Preface
The biggest lie in software is Phase Two.
If you’ve spent any time building digital products in the past 20 years—regardless of your role—you’ve felt the sting of this lie. You set aside features and ideas for the next phase of work and then they are gone—never to be heard from again. As designers, we’ve had hundreds, if not thousands, of wireframes and workflows end up in this same bucket.
But were these ideas abandoned because they were flawed? Did the features that shipped actually meet customer and business goals? Or did the team simply run out of time? They never got to Phase Two.
In The Lean Startup, Eric Ries lays out his vision for how to ensure the ideas that have the most value get the most resources.
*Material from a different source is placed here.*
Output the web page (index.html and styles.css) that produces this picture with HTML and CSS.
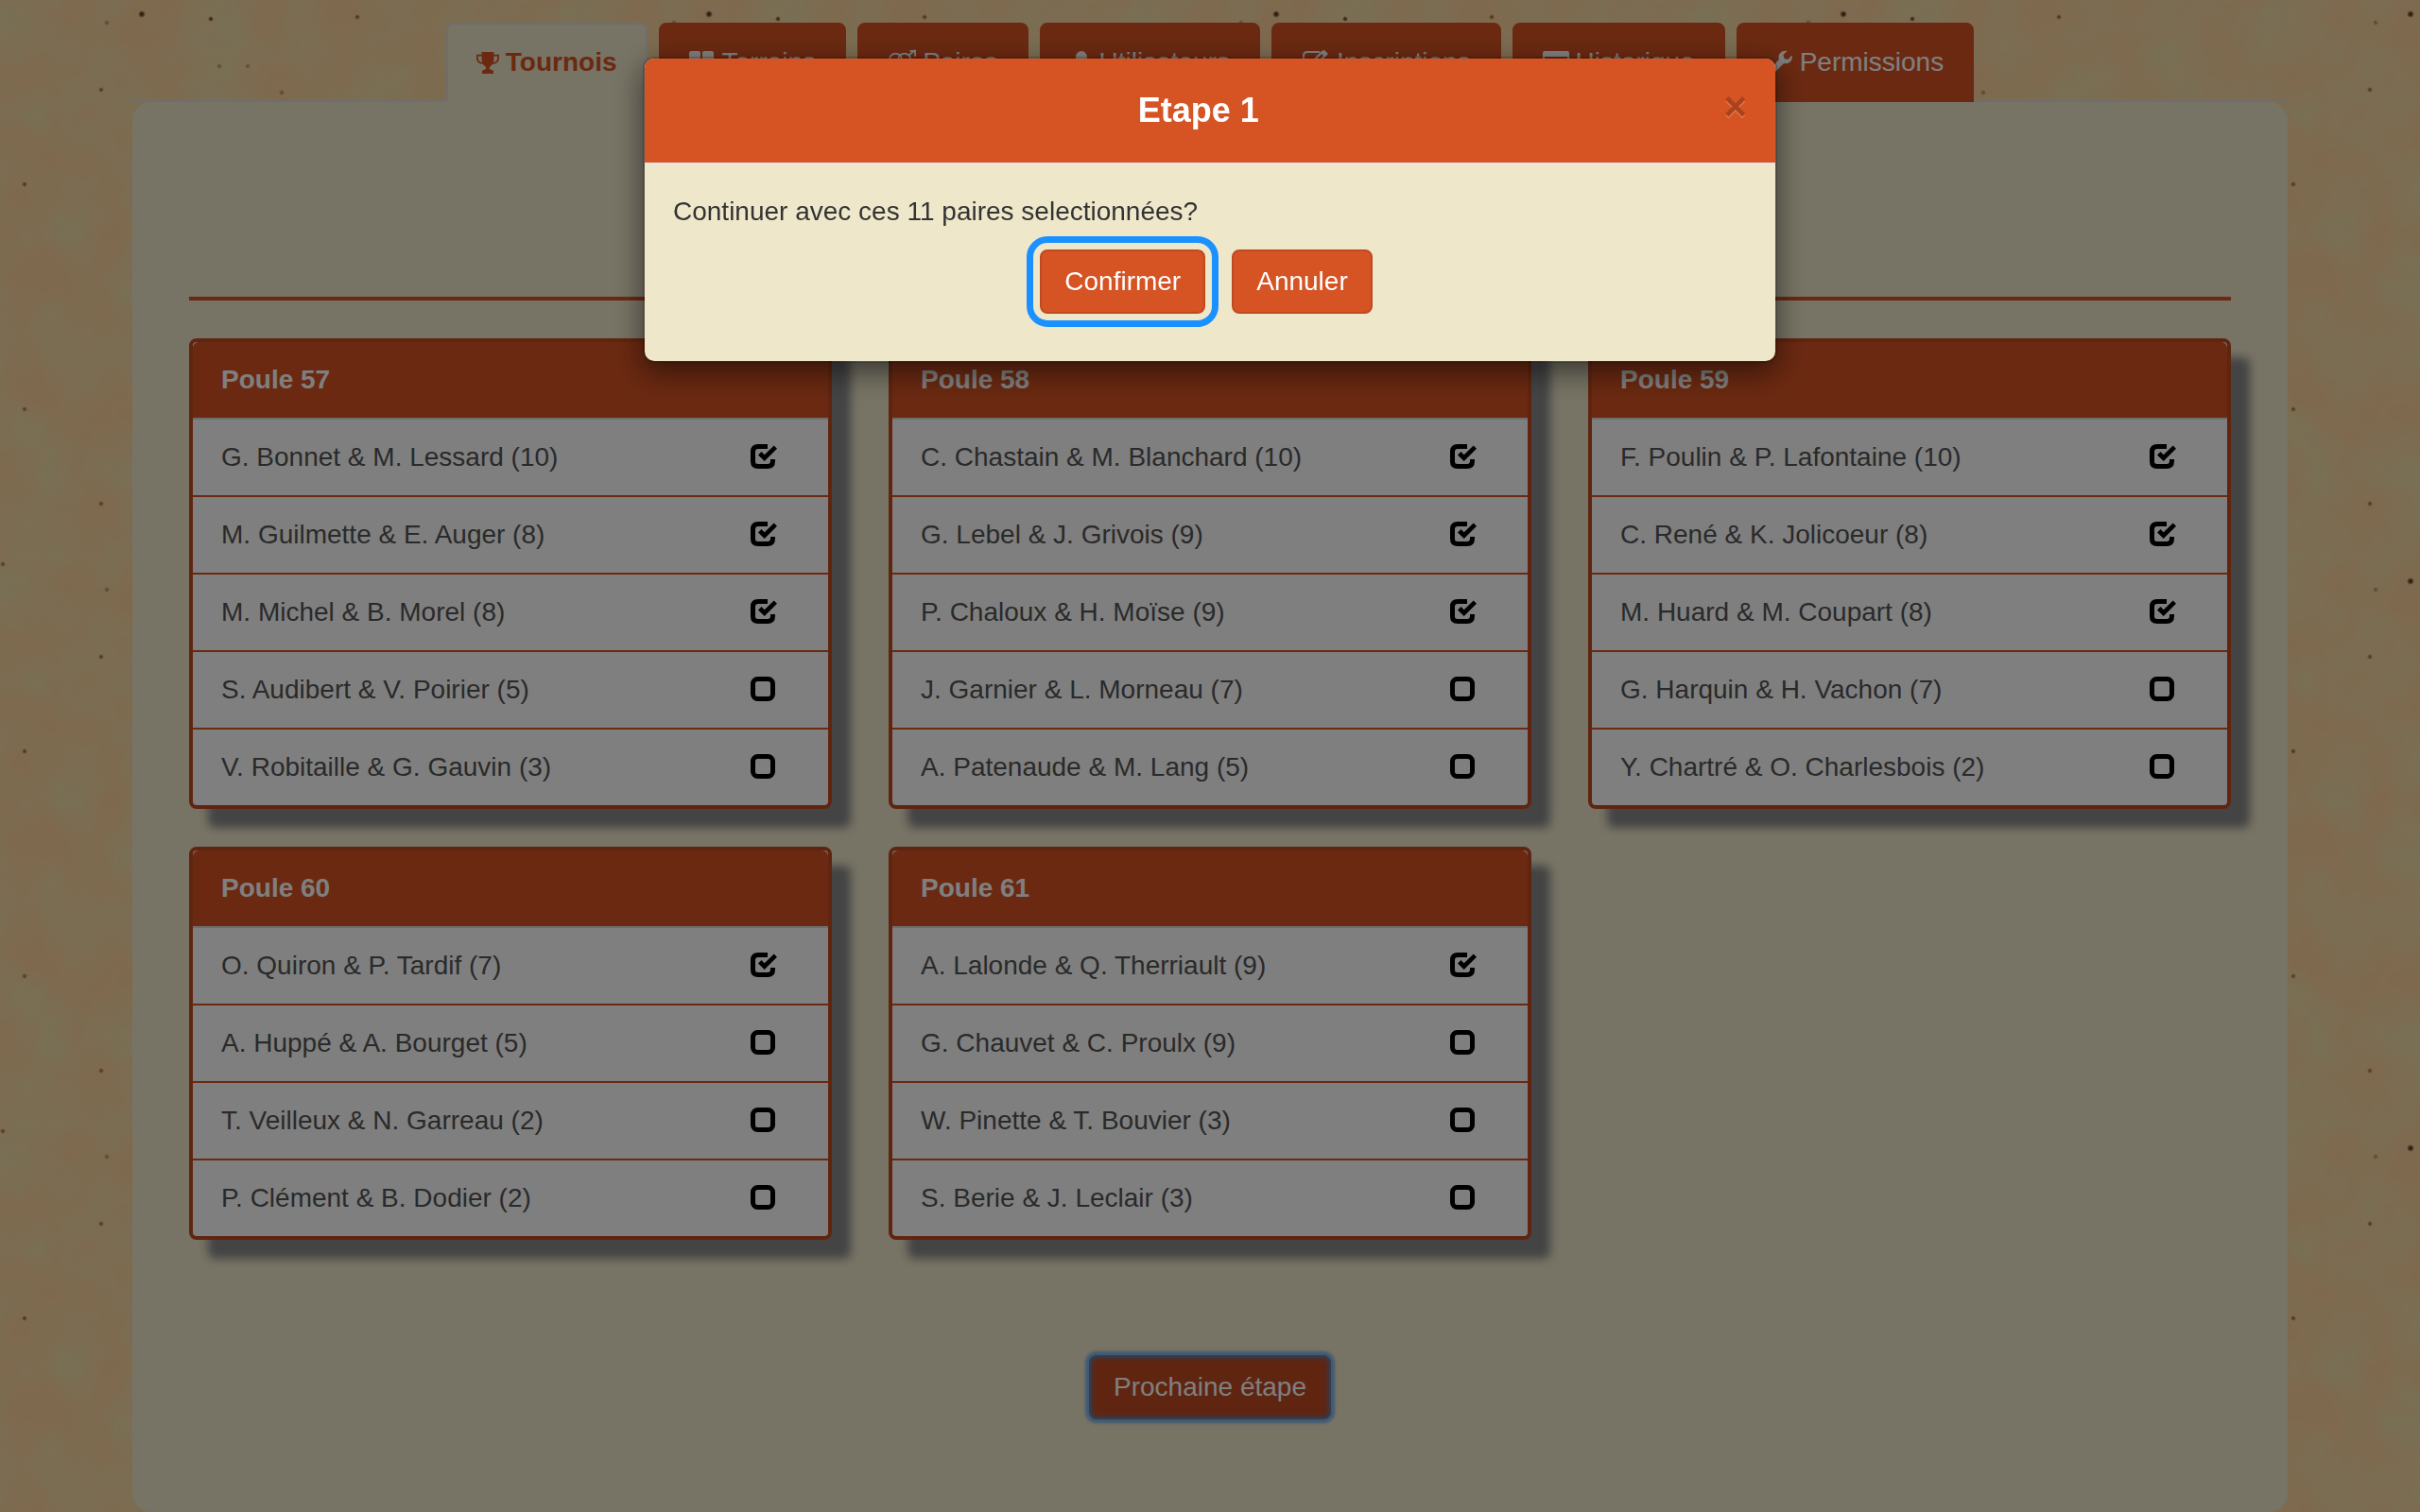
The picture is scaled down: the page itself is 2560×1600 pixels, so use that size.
FILE: index.html
```html
<!DOCTYPE html>
<html lang="fr">
<head>
<meta charset="utf-8">
<meta name="viewport" content="width=device-width, initial-scale=1">
<title>Tournois - Etape 1</title>
<link rel="stylesheet" href="styles.css">
</head>
<body>
<svg class="sprite" aria-hidden="true">
  <symbol id="box-on" viewBox="0 0 28 28">
    <path d="M18 2.500H8Q2.500 2.500 2.500 8V18.500Q2.500 23.500 8 23.500H18Q23.500 23.500 23.500 18V16" fill="none" stroke="#000" stroke-width="5"/>
    <path d="M8 11.500L11.500 8L14.700 11.300L24.700 1.500L28 4.700L14.700 18Z" fill="#000" stroke="#fff" stroke-width="2" paint-order="stroke"/>
  </symbol>
  <symbol id="box-off" viewBox="0 0 28 28">
    <rect x="2.500" y="2.500" width="21" height="21" rx="5" fill="none" stroke="#000" stroke-width="5"/>
  </symbol>
</svg>

<div class="container">
  <nav>
    <ul class="tabs">
      <li><a class="tab active" href="#tournois">
        <svg class="icon slim" viewBox="0 0 26 28"><path fill-rule="evenodd" d="M6 2H20V5H26V9C26 13 23 15.500 18.500 16C17 18.500 15 19 15 20V21C15 22.500 19.500 22.500 19.500 24V27H6.500V24C6.500 22.500 11 22.500 11 21V20C11 19 9 18.500 7.500 16C3 15.500 0 13 0 9V5H6ZM2 7V9C2 11.500 3.500 13.500 6.700 14C6 12 6 9.500 6 7ZM24 7H20C20 9.500 20 12 19.300 14C22.500 13.500 24 11.500 24 9Z"/></svg>
        Tournois</a></li>
      <li><a class="tab" href="#terrains">
        <svg class="icon" viewBox="0 0 28 28"><path d="M2 2H10Q12 2 12 4V11Q12 13 10 13H2Q0 13 0 11V4Q0 2 2 2ZM16 2H24Q26 2 26 4V11Q26 13 24 13H16Q14 13 14 11V4Q14 2 16 2ZM2 15H10Q12 15 12 17V24Q12 26 10 26H2Q0 26 0 24V17Q0 15 2 15ZM16 15H24Q26 15 26 17V24Q26 26 24 26H16Q14 26 14 24V17Q14 15 16 15Z"/></svg>
        Terrains</a></li>
      <li><a class="tab" href="#paires">
        <svg class="icon wide" viewBox="0 0 32 28"><g fill="none" stroke="currentColor" stroke-width="2"><circle cx="9" cy="11" r="7"/><circle cx="19" cy="11" r="7"/><path d="M24 6L31 0M25 1H31V7M9 18V27M5 23H13"/></g></svg>
        Paires</a></li>
      <li><a class="tab" href="#utilisateurs">
        <svg class="icon slim" viewBox="0 0 24 28"><path d="M12 2C15.500 2 18 5 18 9C18 12 16.500 14.500 15 16C15 19 23 19 23 24V26H1V24C1 19 9 19 9 16C7.500 14.500 6 12 6 9C6 5 8.500 2 12 2Z"/></svg>
        Utilisateurs</a></li>
      <li><a class="tab" href="#inscriptions">
        <svg class="icon wide" viewBox="0 0 30 28"><path d="M19 3H6Q2 3 2 7V20Q2 24 6 24H19Q23 24 23 20V16" fill="none" stroke="currentColor" stroke-width="2"/><path d="M10 18V13L21 2L24 1L28 5L15 18ZM12 15V16H14L23 7L21 5Z" fill-rule="evenodd"/></svg>
        Inscriptions</a></li>
      <li><a class="tab" href="#historique">
        <svg class="icon" viewBox="0 0 28 28"><path d="M2 2H26Q28 2 28 4V24Q28 26 26 26H2Q0 26 0 24V4Q0 2 2 2ZM2 8V24H26V8ZM4 11H7V13H4ZM9 11H24V13H9ZM4 15H7V17H4ZM9 15H24V17H9ZM4 19H7V21H4ZM9 19H24V21H9Z" fill-rule="evenodd"/></svg>
        Historique</a></li>
      <li><a class="tab" href="#permissions">
        <svg class="icon" viewBox="0 0 28 28"><path d="M26.500 6.500C28 12 23.500 16.500 18 15L6.500 26.500C4 28.500 0 25 2 22L13 11C11 6 15.500 0.500 21.500 2L17.500 6L18.500 10L22.500 11Z"/></svg>
        Permissions</a></li>
    </ul>
  </nav>

  <main class="page">
    <hr class="rule">
    <div class="pools">
      <section class="pool">
        <h2>Poule 57</h2>
        <ul>
          <li><label>G. Bonnet &amp; M. Lessard (10)<span class="check"><input type="checkbox" checked><svg><use href="#box-on"/></svg></span></label></li>
          <li><label>M. Guilmette &amp; E. Auger (8)<span class="check"><input type="checkbox" checked><svg><use href="#box-on"/></svg></span></label></li>
          <li><label>M. Michel &amp; B. Morel (8)<span class="check"><input type="checkbox" checked><svg><use href="#box-on"/></svg></span></label></li>
          <li><label>S. Audibert &amp; V. Poirier (5)<span class="check"><input type="checkbox"><svg><use href="#box-off"/></svg></span></label></li>
          <li><label>V. Robitaille &amp; G. Gauvin (3)<span class="check"><input type="checkbox"><svg><use href="#box-off"/></svg></span></label></li>
        </ul>
      </section>
      <section class="pool">
        <h2>Poule 58</h2>
        <ul>
          <li><label>C. Chastain &amp; M. Blanchard (10)<span class="check"><input type="checkbox" checked><svg><use href="#box-on"/></svg></span></label></li>
          <li><label>G. Lebel &amp; J. Grivois (9)<span class="check"><input type="checkbox" checked><svg><use href="#box-on"/></svg></span></label></li>
          <li><label>P. Chaloux &amp; H. Moïse (9)<span class="check"><input type="checkbox" checked><svg><use href="#box-on"/></svg></span></label></li>
          <li><label>J. Garnier &amp; L. Morneau (7)<span class="check"><input type="checkbox"><svg><use href="#box-off"/></svg></span></label></li>
          <li><label>A. Patenaude &amp; M. Lang (5)<span class="check"><input type="checkbox"><svg><use href="#box-off"/></svg></span></label></li>
        </ul>
      </section>
      <section class="pool">
        <h2>Poule 59</h2>
        <ul>
          <li><label>F. Poulin &amp; P. Lafontaine (10)<span class="check"><input type="checkbox" checked><svg><use href="#box-on"/></svg></span></label></li>
          <li><label>C. René &amp; K. Jolicoeur (8)<span class="check"><input type="checkbox" checked><svg><use href="#box-on"/></svg></span></label></li>
          <li><label>M. Huard &amp; M. Coupart (8)<span class="check"><input type="checkbox" checked><svg><use href="#box-on"/></svg></span></label></li>
          <li><label>G. Harquin &amp; H. Vachon (7)<span class="check"><input type="checkbox"><svg><use href="#box-off"/></svg></span></label></li>
          <li><label>Y. Chartré &amp; O. Charlesbois (2)<span class="check"><input type="checkbox"><svg><use href="#box-off"/></svg></span></label></li>
        </ul>
      </section>
      <section class="pool">
        <h2>Poule 60</h2>
        <ul>
          <li><label>O. Quiron &amp; P. Tardif (7)<span class="check"><input type="checkbox" checked><svg><use href="#box-on"/></svg></span></label></li>
          <li><label>A. Huppé &amp; A. Bourget (5)<span class="check"><input type="checkbox"><svg><use href="#box-off"/></svg></span></label></li>
          <li><label>T. Veilleux &amp; N. Garreau (2)<span class="check"><input type="checkbox"><svg><use href="#box-off"/></svg></span></label></li>
          <li><label>P. Clément &amp; B. Dodier (2)<span class="check"><input type="checkbox"><svg><use href="#box-off"/></svg></span></label></li>
        </ul>
      </section>
      <section class="pool">
        <h2>Poule 61</h2>
        <ul>
          <li><label>A. Lalonde &amp; Q. Therriault (9)<span class="check"><input type="checkbox" checked><svg><use href="#box-on"/></svg></span></label></li>
          <li><label>G. Chauvet &amp; C. Proulx (9)<span class="check"><input type="checkbox"><svg><use href="#box-off"/></svg></span></label></li>
          <li><label>W. Pinette &amp; T. Bouvier (3)<span class="check"><input type="checkbox"><svg><use href="#box-off"/></svg></span></label></li>
          <li><label>S. Berie &amp; J. Leclair (3)<span class="check"><input type="checkbox"><svg><use href="#box-off"/></svg></span></label></li>
        </ul>
      </section>
    </div>
    <div class="next">
      <button class="btn pressed" type="button">Prochaine étape</button>
    </div>
  </main>
</div>

<div class="backdrop">
  <div class="modal" role="dialog" aria-modal="true" aria-labelledby="modal-title">
    <header class="modal-head">
      <h1 id="modal-title">Etape 1</h1>
      <button class="close" type="button" aria-label="Fermer">×</button>
    </header>
    <div class="modal-body">
      <p>Continuer avec ces 11 paires selectionnées?</p>
      <div class="actions">
        <button class="btn ringed" type="button">Confirmer</button>
        <button class="btn" type="button">Annuler</button>
      </div>
    </div>
  </div>
</div>
</body>
</html>
```
FILE: styles.css
```css
* { box-sizing: border-box; }

:root {
  --orange: #d65323;
  --orange-dark: #c04a20;
  --cream: #eee7ca;
  --line: #dddddd;
}

body {
  margin: 0;
  font-family: "Liberation Sans", Arial, sans-serif;
  font-size: 28px;
  line-height: 40px;
  color: #333;
  /* paper: dark specks over a fine mottled grain, one 600px tile */
  background-color: #ffd29c;
  background-image:
    radial-gradient(circle at 150px 15px, #54341c 1px, transparent 4px),
    radial-gradient(circle at 223px 20px, #80552f 1px, transparent 3px),
    radial-gradient(circle at 378px 18px, #a8743f 1px, transparent 3px),
    radial-gradient(circle at 113px 24px, #c09566 1px, transparent 3px),
    radial-gradient(circle at 107px 95px, #a87c4a 1px, transparent 3px),
    radial-gradient(circle at 26px 195px, #a07848 1px, transparent 3px),
    radial-gradient(circle at 232px 70px, #c49a68 1px, transparent 3px),
    radial-gradient(circle at 262px 70px, #c89c6c 1px, transparent 3px),
    radial-gradient(circle at 298px 98px, #c49064 1px, transparent 3px),
    radial-gradient(circle at 26px 433px, #a88050 1px, transparent 3px),
    radial-gradient(circle at 107px 533px, #a88050 1px, transparent 3px),
    radial-gradient(circle at 3px 597px, #a88050 1px, transparent 3px),
    url("data:image/svg+xml,%3Csvg xmlns='http://www.w3.org/2000/svg' width='600' height='600'%3E%3Cfilter id='a' x='0' y='0' width='100%25' height='100%25' color-interpolation-filters='sRGB'%3E%3CfeTurbulence type='fractalNoise' baseFrequency='.015' numOctaves='5' seed='4' stitchTiles='stitch'/%3E%3CfeColorMatrix values='0 0 0 0 .95 0 0 0 0 .87 0 0 0 0 .66 2 0 0 0 -.5'/%3E%3C/filter%3E%3Crect width='600' height='600' filter='url(%23a)'/%3E%3C/svg%3E");
  background-size: 600px 600px;
}

h1, h2, p, ul { margin: 0; padding: 0; }
ul { list-style: none; }
button, input { font: inherit; }

.sprite { position: absolute; width: 0; height: 0; }

.container {
  max-width: 2280px;
  margin: 0 auto;
  padding-top: 24px;
}

/* Tabs */
.tabs {
  display: flex;
  justify-content: center;
  gap: 12px;
  border-bottom: 2px solid var(--line);
}

.tabs li { margin-bottom: -2px; }

.tab {
  display: flex;
  align-items: center;
  gap: 7px;
  padding: 20px 30px;
  border: 2px solid var(--orange);
  border-radius: 8px 8px 0 0;
  background: var(--orange);
  color: #fff;
  text-decoration: none;
}

.tab.active {
  background: var(--cream);
  border-color: var(--line);
  border-bottom-color: var(--cream);
  color: var(--orange);
  font-weight: bold;
}

.icon { width: 28px; height: 28px; fill: currentColor; }
.icon.slim { width: 24px; }
.icon.wide { width: 30px; }

/* Page panel */
.page {
  padding: 206px 60px 98px;
  background: var(--cream);
  border-radius: 20px;
}

.rule {
  height: 4px;
  margin: 0 0 40px;
  border: 0;
  background: var(--orange);
}

.pools {
  display: grid;
  grid-template-columns: repeat(3, 1fr);
  gap: 40px 60px;
  align-items: start;
}

.pool {
  border: 4px solid var(--orange-dark);
  border-radius: 8px;
  background: #fff;
  box-shadow: 20px 20px 10px #888;
}

.pool h2 {
  padding: 20px 30px;
  border-bottom: 2px solid var(--line);
  border-radius: 6px 6px 0 0;
  background: var(--orange);
  color: #fff;
  font-size: 28px;
  line-height: 40px;
}

.pool li + li { border-top: 2px solid var(--orange); }

.pool label {
  display: flex;
  justify-content: space-between;
  align-items: center;
  padding: 20px 54px 20px 30px;
  color: #555;
}

.check { display: grid; }
.check > * { grid-area: 1 / 1; width: 28px; height: 28px; margin: 0; }
.check input { opacity: 0; }

.next {
  display: flex;
  justify-content: center;
  margin-top: 122px;
}

/* Buttons */
.btn {
  padding: 12px 24px;
  border: 2px solid var(--orange-dark);
  border-radius: 8px;
  background: var(--orange);
  color: #fff;
  line-height: 40px;
}

.btn.pressed {
  background: var(--orange-dark);
  border-color: #6878a0;
  box-shadow: 0 0 3px 4px #80b4e8, inset 0 0 5px 1px #6878a0;
}

.btn.ringed {
  outline: 7px solid #1a91ff;
  outline-offset: 7px;
}

/* Modal */
.backdrop {
  position: fixed;
  inset: 0;
  padding: 60px 20px;
  background: rgba(0, 0, 0, .5);
}

.modal {
  max-width: 1200px;
  margin: 0 auto;
  border: 2px solid rgba(0, 0, 0, .2);
  border-radius: 12px;
  background: var(--cream);
  background-clip: padding-box;
  box-shadow: 0 10px 30px rgba(0, 0, 0, .5);
}

.modal-head {
  display: flex;
  align-items: flex-start;
  padding: 30px;
  border-bottom: 2px solid #e5e5e5;
  border-radius: 10px 10px 0 0;
  background: var(--orange);
}

.modal-head h1 {
  flex: 1;
  color: #fff;
  font-size: 36px;
  line-height: 50px;
  text-align: center;
}

.close {
  padding: 0;
  border: 0;
  background: none;
  color: #000;
  font-size: 42px;
  font-weight: bold;
  line-height: 42px;
  text-shadow: 0 2px 0 #fff;
  opacity: .2;
}

.modal-body { padding: 30px 30px 50px; }

.actions {
  display: flex;
  justify-content: center;
  gap: 28px;
  margin-top: 20px;
  padding-right: 8px;
}
```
The method Ries promotes relies on experimentation, rapid iterations of ideas, and evolutionary processes. The entire concept of Phase Two becomes moot.
The junction of Lean Startup and User Experience (UX) design—and their symbiotically beneficial coexistence—is Lean UX.
What Is Lean UX?
The Lean principles underlying Lean Startup apply to Lean UX in three ways. First, they help us remove waste from our UX design process. We create minimally viable conversations by moving away from heavily documented handoffs. Instead, a Lean UX process creates only the design artifacts we need to move the team’s learning forward. Second, Lean principles drive us to harmonize our “system” of designers, developers, product managers, quality assurance engineers, marketers, and others ...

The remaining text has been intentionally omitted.